With their brittle materials—wood, rubber-coated fabric, and valves as fragile as eardrums—the few player pianos that have survived the last century are painstakingly difficult to restore. Preparing one to play a score by composer Conlon Nancarrow, whose whirlwind compositions are unmatched in speed and complexity, requires an unusual amount of mettle. While most pieces for player piano mimic a single performer, Nancarrow's Studies contain more notes in quick succession than three people sitting shoulder-to-shoulder could play at once. They are demanding to perform, even for a well-oiled machine.

Finding such a machine was one of the first challenges the Whitney faced in mounting the first United States retrospective of the composer’s work. Since their heyday in the 1920s player pianos have become increasingly rare, as have restorers capable of fixing them. After sourcing a 1921 Marshall and Wendell Ampico upright very similar to Nancarrow’s own and shipping it from Ohio to New York, the Whitney’s curatorial team reached out to restorers Terry Chamberlain and Mark Hennen of the Piano Technicians Guild to prepare the piano for what will be its most ambitious performance to date. On June 28, the last day of the festival, the Whitney will host a marathon, eight-hour concert featuring Nancarrow's fifty plus Studies.

Chamberlain attests that even routine adjustments frequently present surprises—and early on, it became clear that Nancarrow’s compositions called for a considerable overhaul. He described one of his first tests: after playing commercially-produced, stock rolls without issue, he loaded a Nancarrow roll. “We thought the piano was going to crash and burn. The whole thing was shaking.”

Nancarrow customized his machine so it could keep up with the barrage of perforations in his music rolls. Chamberlain and Hennen needed to match those changes. “We knew that Nancarrow modified his machine for speed, but the only thing we had to go on was an original recording of Study #36 from the 1970s,” said Chamberlain. “The recording was about four minutes and three seconds long, but when we first played it on this piano, it lasted five minutes and fourteen seconds.” When the restorers succeeded in bringing up the speed by more than twenty-five percent, they started to hear other problems. At that tempo, if one key released even a fraction of a second slower than another, the sound became muddy. Every key had to release at exactly the same rate.

To make the Whitney's renditions as accurate as possible, the restorers also needed to replicate changes Nancarrow made for sound quality.

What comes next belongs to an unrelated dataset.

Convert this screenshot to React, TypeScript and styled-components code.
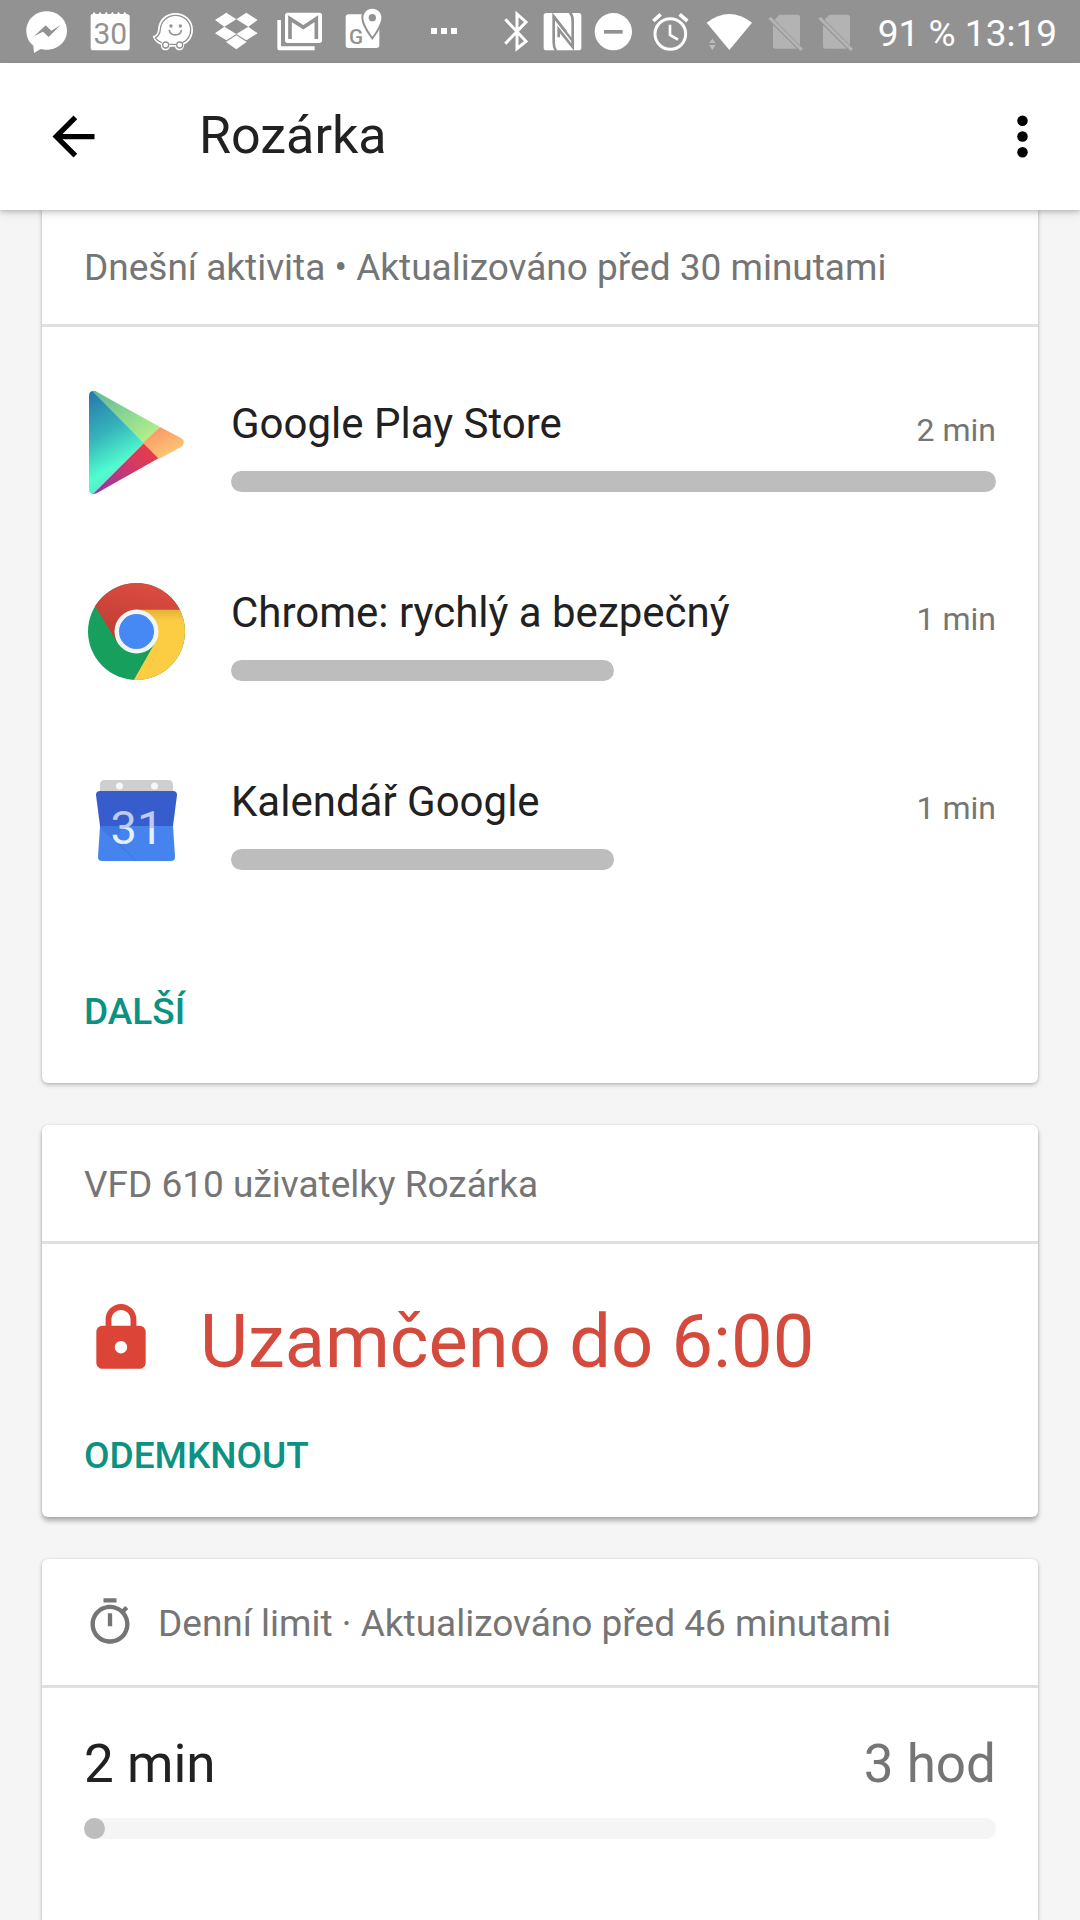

On an ordinary piano the high notes ring and overlap. Nancarrow added dampers to create clean tones, and also put in percussive brass tacks that produce, in Chamberlain's words, “a sharp, clacking, brilliant sound.” The standard tacks that Nancarrow likely used are no longer available, so Hennen designed a new set from scratch.

Though many of their adjustments were custom, some of the restorers' concerns were inherent to the instrument. The player piano is a vacuum-driven system, and maintaining high pressure is a common problem. If at any point the pressure is lost, so is the sound. While the abundant perforations in Nancarrow’s rolls invite air to seep out, here Chamberlain and Hennen encountered a bit of good luck. Nancarrow created his Studies in Mexico City, which is a mile high. “Fortunately,” said Chamberlain, “here in New York we’re at sea level. We'll get the highest volume and best percussive effects here—better than Nancarrow could have achieved at 7,000 feet."

Anywhere In Time: A Conlon Nancarrow Festival continues through tomorrow, June 28.